After an initial uptick to mid-0.8800s, the EUR/GBP cross met with some fresh supply and dropped to near three-month lows during the early European session.

The pair extended this week’s sharp retracement slide from levels beyond the 0.8900 handle and remained under some intense selling pressure for the third consecutive session.

The shared currency’s relative underperformance against its British counterpart could be attributed to the recent concerns over Italy’s budget proposals and some positive incoming Brexit headlines.  

On Thursday, news agencies reported that Brexit negotiations with the EU may have reached a major breakthrough as Britain tabled new proposals for avoiding extensive border checks on the Irish border.  

This coupled with the latest headlines, via Reuters, saying that the EU Brexit negotiators believe that a divorce deal is ‘very close’ provided a minor lift to the British Pound and kept exerting downward pressure on the cross.  

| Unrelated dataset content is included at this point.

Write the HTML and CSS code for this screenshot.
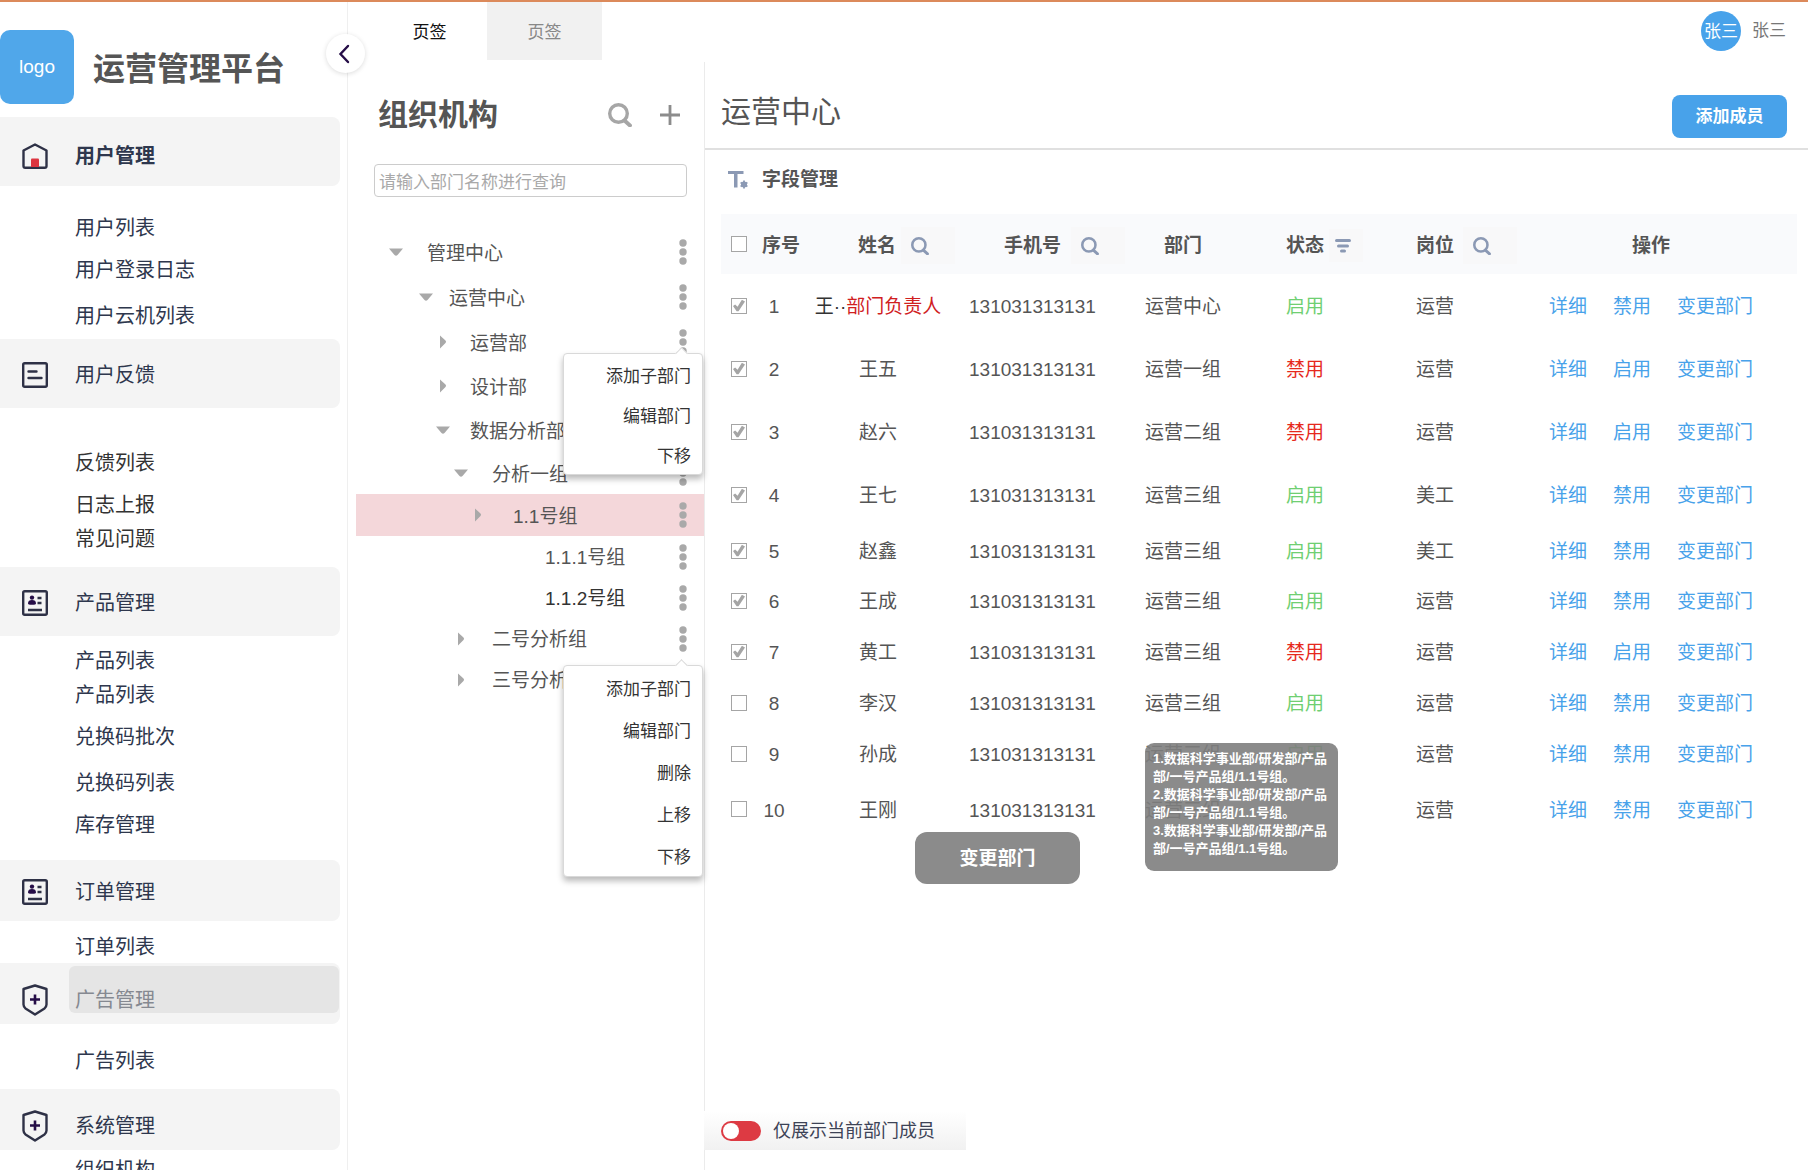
FILE: index.html
```html
<!DOCTYPE html>
<html lang="zh-CN">
<head>
<meta charset="utf-8">
<meta name="viewport" content="width=device-width, initial-scale=1">
<title>运营管理平台</title>
<link rel="stylesheet" href="styles.css">
</head>
<body>
<svg class="sprite" width="0" height="0" aria-hidden="true">
  <symbol id="i-search" viewBox="0 0 24 24"><circle cx="10.500" cy="10.500" r="8.800" fill="none" stroke="currentColor" stroke-width="3.400"/><path d="M16.500 17.500l5.500 5" fill="none" stroke="currentColor" stroke-width="3.800" stroke-linecap="round"/></symbol>
  <symbol id="i-dots" viewBox="0 0 8 26"><circle cx="4" cy="4" r="3.700"/><circle cx="4" cy="13" r="3.700"/><circle cx="4" cy="22" r="3.700"/></symbol>
  <symbol id="i-down" viewBox="0 0 16 16"><path d="M1 4.500h14l-5.500 6.500q-1.500 1.600-3 0z"/></symbol>
  <symbol id="i-right" viewBox="0 0 16 16"><path d="M5 1.500v13l5.500-5.500q1.200-1.300 0-2.400z"/></symbol>
  <symbol id="i-card" viewBox="0 0 26 26"><rect x="1.200" y="1.200" width="23.600" height="23.600" rx="1.500" fill="none" stroke="#2e3146" stroke-width="2.400"/><circle cx="10" cy="7.600" r="2.200" fill="#250d47"/><path d="M6 13.500c0-2.500 1.500-3.500 4-3.500s4 1 4 3.500c0 1-1 1.300-4 1.300s-4-.3-4-1.300z" fill="#250d47"/><path d="M15.500 8h4M15.500 13h4M6 20h14" stroke="#2e3146" stroke-width="2.400"/></symbol>
  <symbol id="i-shield" viewBox="0 0 26 32"><path d="M13 1.500L24.500 5v15.500q0 2-2 4L13 30.500l-9.500-6q-2-2-2-4V5z" fill="none" stroke="#2e3146" stroke-width="2.400" stroke-linejoin="round"/><path d="M8 15.500h10M13 10.500v10" stroke="#250d47" stroke-width="2.600"/></symbol>
</svg>

<div class="app">
  <aside class="sidebar">
    <div class="brand"><div class="logo">logo</div><h1>运营管理平台</h1></div>
    <nav>
      <section class="group users">
        <button class="group-head strong"><svg width="26" height="26" viewBox="0 0 26 26"><path d="M13 1.500L24.500 7.500V23q0 1.800-1.800 1.800H3.300Q1.500 24.800 1.500 23V7.500z" fill="none" stroke="#2e3146" stroke-width="2.400" stroke-linejoin="round"/><path d="M9 16.500q0-1 1-1h6q1 0 1 1V24H9z" fill="#dc3540"/></svg><span>用户管理</span></button>
        <ul><li><a href="#">用户列表</a></li><li class="gap-m"><a href="#">用户登录日志</a></li><li class="gap-l"><a href="#">用户云机列表</a></li></ul>
      </section>
      <section class="group feedback">
        <button class="group-head"><svg width="26" height="26" viewBox="0 0 26 26"><rect x="1.200" y="1.200" width="23.600" height="23.600" rx="1.500" fill="none" stroke="#2e3146" stroke-width="2.400"/><path d="M6.500 9.500h8M6.500 16h13" stroke="#2e3146" stroke-width="2.400" stroke-linecap="round"/></svg><span>用户反馈</span></button>
        <ul><li><a href="#">反馈列表</a></li><li class="gap-m"><a href="#">日志上报</a></li><li class="gap-s"><a href="#">常见问题</a></li></ul>
      </section>
      <section class="group product">
        <button class="group-head"><svg width="26" height="26"><use href="#i-card"/></svg><span>产品管理</span></button>
        <ul><li><a href="#">产品列表</a></li><li class="gap-s"><a href="#">产品列表</a></li><li class="gap-m"><a href="#">兑换码批次</a></li><li class="gap-l"><a href="#">兑换码列表</a></li><li class="gap-m"><a href="#">库存管理</a></li></ul>
      </section>
      <section class="group order">
        <button class="group-head slim"><svg width="26" height="26"><use href="#i-card"/></svg><span>订单管理</span></button>
        <ul><li><a href="#">订单列表</a></li></ul>
      </section>
      <section class="group ads">
        <button class="group-head slim low hovered"><svg width="26" height="32"><use href="#i-shield"/></svg><span>广告管理</span></button>
        <ul><li><a href="#">广告列表</a></li></ul>
      </section>
      <section class="group system">
        <button class="group-head slim low"><svg width="26" height="32"><use href="#i-shield"/></svg><span>系统管理</span></button>
        <ul><li><a href="#">组织机构</a></li></ul>
      </section>
    </nav>
  </aside>
  <button class="collapse" aria-label="收起菜单"><svg width="12" height="20" viewBox="0 0 12 20"><path d="M10 2L2.500 10l7.500 8" fill="none" stroke="#250d47" stroke-width="2.400" stroke-linecap="round"/></svg></button>

  <div class="workspace">
    <header class="topbar">
      <div class="tabs"><button class="tab active">页签</button><button class="tab">页签</button></div>
      <div class="user"><span class="avatar">张三</span><span>张三</span></div>
    </header>
    <div class="panels">
      <section class="org">
        <div class="org-head">
          <h2>组织机构</h2>
          <button class="icon-btn" aria-label="搜索"><svg width="24" height="24"><use href="#i-search"/></svg></button>
          <button class="icon-btn" aria-label="新增"><svg width="20" height="20" viewBox="0 0 20 20"><path d="M0 10h20M10 0v20" stroke="#8c8c8c" stroke-width="2.800"/></svg></button>
        </div>
        <input class="org-search" type="text" placeholder="请输入部门名称进行查询" aria-label="部门名称">
        <ul class="tree">
          <li class="l1"><svg class="caret"><use href="#i-down"/></svg><span>管理中心</span><button class="more" aria-label="更多"><svg><use href="#i-dots"/></svg></button></li>
          <li class="l2"><svg class="caret"><use href="#i-down"/></svg><span>运营中心</span><button class="more" aria-label="更多"><svg><use href="#i-dots"/></svg></button></li>
          <li class="l3"><svg class="caret"><use href="#i-right"/></svg><span>运营部</span><button class="more" aria-label="更多"><svg><use href="#i-dots"/></svg></button>
            <div class="menu short"><button>添加子部门</button><button>编辑部门</button><button>下移</button></div></li>
          <li class="l3"><svg class="caret"><use href="#i-right"/></svg><span>设计部</span></li>
          <li class="l3"><svg class="caret"><use href="#i-down"/></svg><span>数据分析部</span></li>
          <li class="l4 snug"><svg class="caret"><use href="#i-down"/></svg><span>分析一组</span><button class="more" aria-label="更多"><svg><use href="#i-dots"/></svg></button></li>
          <li class="l5 snug selected"><svg class="caret"><use href="#i-right"/></svg><span>1.1号组</span><button class="more" aria-label="更多"><svg><use href="#i-dots"/></svg></button></li>
          <li class="l6 tight"><span>1.1.1号组</span><button class="more" aria-label="更多"><svg><use href="#i-dots"/></svg></button></li>
          <li class="l6 tight dark"><span>1.1.2号组</span><button class="more" aria-label="更多"><svg><use href="#i-dots"/></svg></button></li>
          <li class="l4 tight"><svg class="caret"><use href="#i-right"/></svg><span>二号分析组</span><button class="more" aria-label="更多"><svg><use href="#i-dots"/></svg></button>
            <div class="menu long"><button>添加子部门</button><button>编辑部门</button><button>删除</button><button>上移</button><button>下移</button></div></li>
          <li class="l4 tight"><svg class="caret"><use href="#i-right"/></svg><span>三号分析组</span></li>
        </ul>
      </section>

      <main class="members">
        <div class="members-head"><h2>运营中心</h2><button class="primary">添加成员</button></div>
        <button class="fields"><svg width="20" height="20" viewBox="0 0 20 20" fill="#8b99b4"><path d="M0 1h15.500v3H9.500v13.500H6V4H0z"/><circle cx="16" cy="14.500" r="3"/><path d="M16 10.600v7.800M12.600 12.500l6.800 4M19.400 12.500l-6.800 4" stroke="#8b99b4" stroke-width="1.800"/></svg><span>字段管理</span></button>
        <div class="table-wrap">
          <table>
            <colgroup><col class="c-check"><col class="c-no"><col class="c-name"><col class="c-phone"><col class="c-dept"><col class="c-state"><col class="c-post"><col></colgroup>
            <thead><tr>
              <th class="check"><input type="checkbox" aria-label="全选"></th>
              <th class="no">序号</th>
              <th class="name"><div>姓名<button class="tool" aria-label="搜索姓名"><svg width="18" height="18"><use href="#i-search"/></svg></button></div></th>
              <th class="phone"><div>手机号<button class="tool" aria-label="搜索手机号"><svg width="18" height="18"><use href="#i-search"/></svg></button></div></th>
              <th class="dept">部门</th>
              <th class="state"><div>状态<button class="tool filter" aria-label="筛选状态"><svg width="16" height="14" viewBox="0 0 16 14"><path d="M1.500 1.500h13M3.500 7h9M6.500 12h3" stroke="currentColor" stroke-width="3" stroke-linecap="round"/></svg></button></div></th>
              <th class="post"><div>岗位<button class="tool" aria-label="搜索岗位"><svg width="18" height="18"><use href="#i-search"/></svg></button></div></th>
              <th class="acts">操作</th>
            </tr></thead>
            <tbody>
              <tr><td class="check"><input type="checkbox" checked aria-label="选择 1"></td><td class="no">1</td><td class="name"><b>王··</b><em>部门负责人</em></td><td class="phone">131031313131</td><td class="dept">运营中心</td><td class="state on">启用</td><td class="post">运营</td><td class="acts"><div><a href="#">详细</a><a href="#">禁用</a><a href="#">变更部门</a></div></td></tr>
              <tr><td class="check"><input type="checkbox" checked aria-label="选择 2"></td><td class="no">2</td><td class="name">王五</td><td class="phone">131031313131</td><td class="dept">运营一组</td><td class="state off">禁用</td><td class="post">运营</td><td class="acts"><div><a href="#">详细</a><a href="#">启用</a><a href="#">变更部门</a></div></td></tr>
              <tr><td class="check"><input type="checkbox" checked aria-label="选择 3"></td><td class="no">3</td><td class="name">赵六</td><td class="phone">131031313131</td><td class="dept">运营二组</td><td class="state off">禁用</td><td class="post">运营</td><td class="acts"><div><a href="#">详细</a><a href="#">启用</a><a href="#">变更部门</a></div></td></tr>
              <tr><td class="check"><input type="checkbox" checked aria-label="选择 4"></td><td class="no">4</td><td class="name">王七</td><td class="phone">131031313131</td><td class="dept">运营三组</td><td class="state on">启用</td><td class="post">美工</td><td class="acts"><div><a href="#">详细</a><a href="#">禁用</a><a href="#">变更部门</a></div></td></tr>
              <tr><td class="check"><input type="checkbox" checked aria-label="选择 5"></td><td class="no">5</td><td class="name">赵鑫</td><td class="phone">131031313131</td><td class="dept">运营三组</td><td class="state on">启用</td><td class="post">美工</td><td class="acts"><div><a href="#">详细</a><a href="#">禁用</a><a href="#">变更部门</a></div></td></tr>
              <tr><td class="check"><input type="checkbox" checked aria-label="选择 6"></td><td class="no">6</td><td class="name">王成</td><td class="phone">131031313131</td><td class="dept">运营三组</td><td class="state on">启用</td><td class="post">运营</td><td class="acts"><div><a href="#">详细</a><a href="#">禁用</a><a href="#">变更部门</a></div></td></tr>
              <tr><td class="check"><input type="checkbox" checked aria-label="选择 7"></td><td class="no">7</td><td class="name">黄工</td><td class="phone">131031313131</td><td class="dept">运营三组</td><td class="state off">禁用</td><td class="post">运营</td><td class="acts"><div><a href="#">详细</a><a href="#">启用</a><a href="#">变更部门</a></div></td></tr>
              <tr><td class="check"><input type="checkbox" aria-label="选择 8"></td><td class="no">8</td><td class="name">李汉</td><td class="phone">131031313131</td><td class="dept">运营三组</td><td class="state on">启用</td><td class="post">运营</td><td class="acts"><div><a href="#">详细</a><a href="#">禁用</a><a href="#">变更部门</a></div></td></tr>
              <tr><td class="check"><input type="checkbox" aria-label="选择 9"></td><td class="no">9</td><td class="name">孙成</td><td class="phone">131031313131</td><td class="dept">运营三组<div class="tooltip" role="tooltip"><p>1.数据科学事业部/研发部/产品部/一号产品组/1.1号组。</p><p>2.数据科学事业部/研发部/产品部/一号产品组/1.1号组。</p><p>3.数据科学事业部/研发部/产品部/一号产品组/1.1号组。</p></div></td><td class="state on">启用</td><td class="post">运营</td><td class="acts"><div><a href="#">详细</a><a href="#">禁用</a><a href="#">变更部门</a></div></td></tr>
              <tr><td class="check"><input type="checkbox" aria-label="选择 10"></td><td class="no">10</td><td class="name">王刚</td><td class="phone">131031313131</td><td class="dept">运营三组</td><td class="state"></td><td class="post">运营</td><td class="acts"><div><a href="#">详细</a><a href="#">禁用</a><a href="#">变更部门</a></div></td></tr>
            </tbody>
          </table>
          <button class="batch">变更部门</button>
        </div>
        <label class="only-current"><input type="checkbox" role="switch"><span>仅展示当前部门成员</span></label>
      </main>
    </div>
  </div>
</div>
</body>
</html>
```

FILE: styles.css
```css
* { box-sizing: border-box; }

body {
  margin: 0;
  font-family: "Liberation Sans", "Noto Sans CJK SC", sans-serif;
  font-size: 19px;
  line-height: 28px;
  color: #555;
  background: #fff;
}

h1, h2, p, ul { margin: 0; padding: 0; }
ul { list-style: none; }
a { color: inherit; text-decoration: none; }
button { margin: 0; padding: 0; border: 0; background: none; font: inherit; color: inherit; cursor: pointer; }
svg { display: block; flex: none; }
.sprite { position: absolute; }

.app {
  position: relative;
  display: flex;
  height: 100vh;
  border-top: 2px solid #dc8a5b;
}

/* Sidebar */
.sidebar {
  flex: none;
  width: 348px;
  border-right: 1px solid #efefef;
  overflow: hidden;
  color: #2e374d;
  font-size: 20px;
}
.brand { display: flex; align-items: center; gap: 19px; padding: 28px 0 13px; }
.brand h1 { padding-top: 4px; font-size: 32px; line-height: 40px; font-weight: 700; color: #555; }
.logo {
  display: grid;
  place-items: center;
  width: 74px;
  height: 74px;
  border-radius: 10px;
  background: #50a7ea;
  color: #fff;
  font-size: 19px;
}
.group-head {
  display: flex;
  align-items: center;
  gap: 27px;
  width: 340px;
  height: 69px;
  padding: 2px 0 0 22px;
  border-radius: 0 8px 8px 0;
  background: #f4f4f4;
}
.group-head.slim { height: 61px; }
.group-head.low { padding-top: 12px; }
.group-head.strong { padding-top: 8px; font-weight: 700; }
.group-head.hovered { position: relative; color: #858991; }
.group-head.hovered span { position: relative; }
.group-head.hovered::before {
  content: "";
  position: absolute;
  inset: 3px 1px 11px 69px;
  border-radius: 6px;
  background: #e5e5e5;
}
.group li { height: 30px; padding: 2px 0 0 75px; line-height: 28px; }
.group .gap-s { margin-top: 4px; }
.group .gap-m { margin-top: 12px; }
.group .gap-l { margin-top: 16px; }
.users ul { padding: 26px 0 9px; }
.feedback ul { padding: 39px 0 14px; color: #333; }
.product ul { padding: 9px 0 21px; }
.order ul { padding: 10px 0 2px; }
.ads ul { padding: 21px 0 14px; }
.system ul { padding-top: 4px; }

.collapse {
  position: absolute;
  top: 32px;
  left: 326px;
  display: grid;
  place-items: center;
  width: 39px;
  height: 39px;
  padding-right: 3px;
  border-radius: 50%;
  background: #fff;
  box-shadow: 0 1px 5px rgba(0, 0, 0, .14);
}

/* Top bar */
.workspace { display: flex; flex: 1; flex-direction: column; min-width: 0; }
.topbar {
  display: flex;
  flex: none;
  justify-content: space-between;
  height: 60px;
  padding: 0 22px 0 24px;
  font-size: 17px;
}
.tabs { display: flex; height: 58px; }
.tab { width: 115px; padding-top: 4px; background: #f1f1f1; color: #888; }
.tab.active { background: #fff; color: #111; }
.user { display: flex; align-items: center; gap: 11px; padding-bottom: 2px; color: #777; }
.avatar {
  display: grid;
  place-items: center;
  width: 40px;
  height: 40px;
  padding-top: 2px;
  border-radius: 50%;
  background: #48a2ea;
  color: #fff;
}
.panels { display: flex; flex: 1; min-height: 0; }

/* Organisation tree */
.org { flex: none; width: 357px; border-right: 1px solid #ebebeb; }
.org-head { display: flex; align-items: center; gap: 28px; padding: 33px 24px 0 30px; }
.org-head h2 { flex: 1; font-size: 30px; line-height: 40px; font-weight: 700; }
.icon-btn { color: #a6a6a6; }
.org-search {
  display: block;
  width: 313px;
  height: 33px;
  margin: 29px 0 0 26px;
  padding: 5px 5px 0 4px;
  border: 1px solid #ccc;
  border-radius: 4px;
  font: inherit;
  font-size: 17px;
}
.org-search::placeholder { color: #a9a9a9; }
.tree { padding: 33px 0 0 8px; }
.tree li { position: relative; display: flex; align-items: center; height: 44px; padding-right: 17px; }
.tree span { padding-top: 3px; }
.tree .l2 { height: 46px; }
.tree .snug { height: 42px; }
.tree .tight { height: 41px; }
.tree .selected { background: #f4d7da; }
.tree .dark { color: #333; }
.caret { width: 16px; height: 16px; fill: #a9a9a9; }
.more { margin-left: auto; }
.more svg { width: 8px; height: 26px; fill: #a9a9a9; }
.l1 { padding-left: 32px; gap: 23px; }
.l2 { padding-left: 62px; gap: 15px; }
.l3 { padding-left: 79px; gap: 19px; }
.l4 { padding-left: 97px; gap: 23px; }
.l5 { padding-left: 114px; gap: 27px; }
.l6 { padding-left: 189px; }

.menu {
  position: absolute;
  right: 1px;
  z-index: 2;
  display: flex;
  flex-direction: column;
  width: 140px;
  border: 1px solid #d9d9d9;
  border-radius: 4px;
  background: #fff;
  box-shadow: 0 4px 6px rgba(0, 0, 0, .28);
  color: #333;
  font-size: 17px;
}
.menu::before {
  content: "";
  position: absolute;
  top: -5px;
  right: 16px;
  width: 8px;
  height: 8px;
  border: 1px solid #d9d9d9;
  border-width: 1px 0 0 1px;
  background: #fff;
  transform: rotate(45deg);
}
.menu button { height: 42px; padding: 5px 11px 0 0; text-align: right; }
.menu.short { top: 33px; }
.menu.short button { height: 40px; }
.menu.long { top: 47px; }

/* Member list */
.members { display: flex; flex: 1; flex-direction: column; align-items: flex-start; min-width: 0; }
.members-head {
  display: flex;
  align-items: center;
  justify-content: space-between;
  width: 100%;
  height: 88px;
  padding: 22px 21px 0 16px;
  border-bottom: 2px solid #e0e0e0;
}
.members-head h2 { padding-bottom: 9px; font-size: 30px; line-height: 40px; font-weight: 400; }
.primary {
  width: 115px;
  height: 43px;
  padding-top: 2px;
  border-radius: 8px;
  background: #48a2ea;
  color: #fff;
  font-size: 17px;
  font-weight: 700;
}
.fields { display: flex; align-items: center; gap: 14px; padding: 16px 0 20px 23px; font-weight: 700; }
.table-wrap { position: relative; width: 100%; padding: 0 11px 0 16px; }
table { width: 100%; border-collapse: collapse; table-layout: fixed; }
.c-check { width: 36px; }
.c-no { width: 43px; }
.c-name { width: 156px; }
.c-phone { width: 170px; }
.c-dept { width: 144px; }
.c-state { width: 130px; }
.c-post { width: 134px; }
th, td { padding: 3px 0 0; text-align: left; white-space: nowrap; }
th { height: 60px; background: #f9fafc; }
th div { display: flex; align-items: center; }
td { height: 63px; }
tr:nth-child(n+5) td { height: 51px; }
tr:nth-child(5) td { height: 49px; }
tr:nth-child(10) td { height: 60px; }
.check { padding: 0 0 0 10px; }
th.no { padding-left: 5px; }
td.no { padding-right: 9px; text-align: center; }
td.name { text-align: center; }
td.name b { color: #333; font-weight: 400; }
td.name em { color: #d0201f; font-style: normal; }
td.phone { padding-left: 13px; }
td.dept { position: relative; padding-left: 19px; }
td.acts { padding-left: 15px; color: #48a2ea; }
td.acts div { display: flex; gap: 26px; }
.state, .post { padding-left: 16px; }
.state.on { color: #6fcf72; }
.state.off { color: #e6291c; }
th.name { padding-left: 58px; }
th.name div { gap: 5px; }
th.phone { padding-left: 48px; }
th.phone div { gap: 10px; }
th.dept { padding-left: 38px; }
th.state div { gap: 5px; }
th.post div { gap: 9px; }
th.acts { padding-left: 98px; }
.tool { width: 54px; height: 37px; padding-left: 10px; background: #f8f8f9; color: #8b99b4; }
.tool.filter { width: 34px; height: 33px; padding-left: 6px; }

.check input {
  display: grid;
  place-items: center;
  appearance: none;
  width: 16px;
  height: 16px;
  margin: 0;
  border: 1px solid #a5a5a5;
  background: #fff;
}
.check input:checked::before {
  content: "";
  width: 12px;
  height: 12px;
  background: #a5a5a5;
  clip-path: polygon(0 55%, 18% 42%, 38% 60%, 74% 2%, 100% 16%, 46% 98%, 30% 98%);
}

.tooltip {
  position: absolute;
  top: 15px;
  left: 19px;
  z-index: 1;
  width: 193px;
  height: 128px;
  padding: 7px 6px 0 8px;
  border-radius: 9px;
  background: rgba(126, 126, 126, .9);
  color: #fff;
  font-size: 13px;
  line-height: 18px;
  font-weight: 700;
  white-space: normal;
  word-break: break-all;
}
.batch {
  position: absolute;
  top: 618px;
  left: 210px;
  width: 165px;
  height: 52px;
  padding-top: 2px;
  border-radius: 12px;
  background: #8b8b8b;
  color: #fff;
  font-weight: 700;
}
.only-current {
  display: flex;
  align-items: center;
  gap: 12px;
  width: 262px;
  height: 39px;
  margin: auto 0 20px -1px;
  padding-left: 17px;
  background: linear-gradient(#fff, #f1f1f1);
  color: #3d4356;
  font-size: 18px;
}
.only-current input {
  display: flex;
  align-items: center;
  appearance: none;
  width: 40px;
  height: 20px;
  margin: 0;
  padding: 2px;
  border-radius: 10px;
  background: #dd3a43;
}
.only-current input::before { content: ""; width: 16px; height: 16px; border-radius: 50%; background: #fff; }
.only-current input:checked { justify-content: flex-end; }
```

Today’s downfall could further be attributed to some technical selling below the very important 200-day SMA. Hence, a follow-through weakness, amid absent market-moving economic releases, now looks a distinct possibility.

Technical levels to watch

Immediate support is pegged near the 0.8800 handle, below which the cross is likely to accelerate the slide towards mid-0.8700s en-route the 0.8725-20 support area. On the flip side, the 0.8840 region (200-DMA) now becomes immediate hurdle and is closely followed by a strong horizontal resistance near the 0.8865-70 region.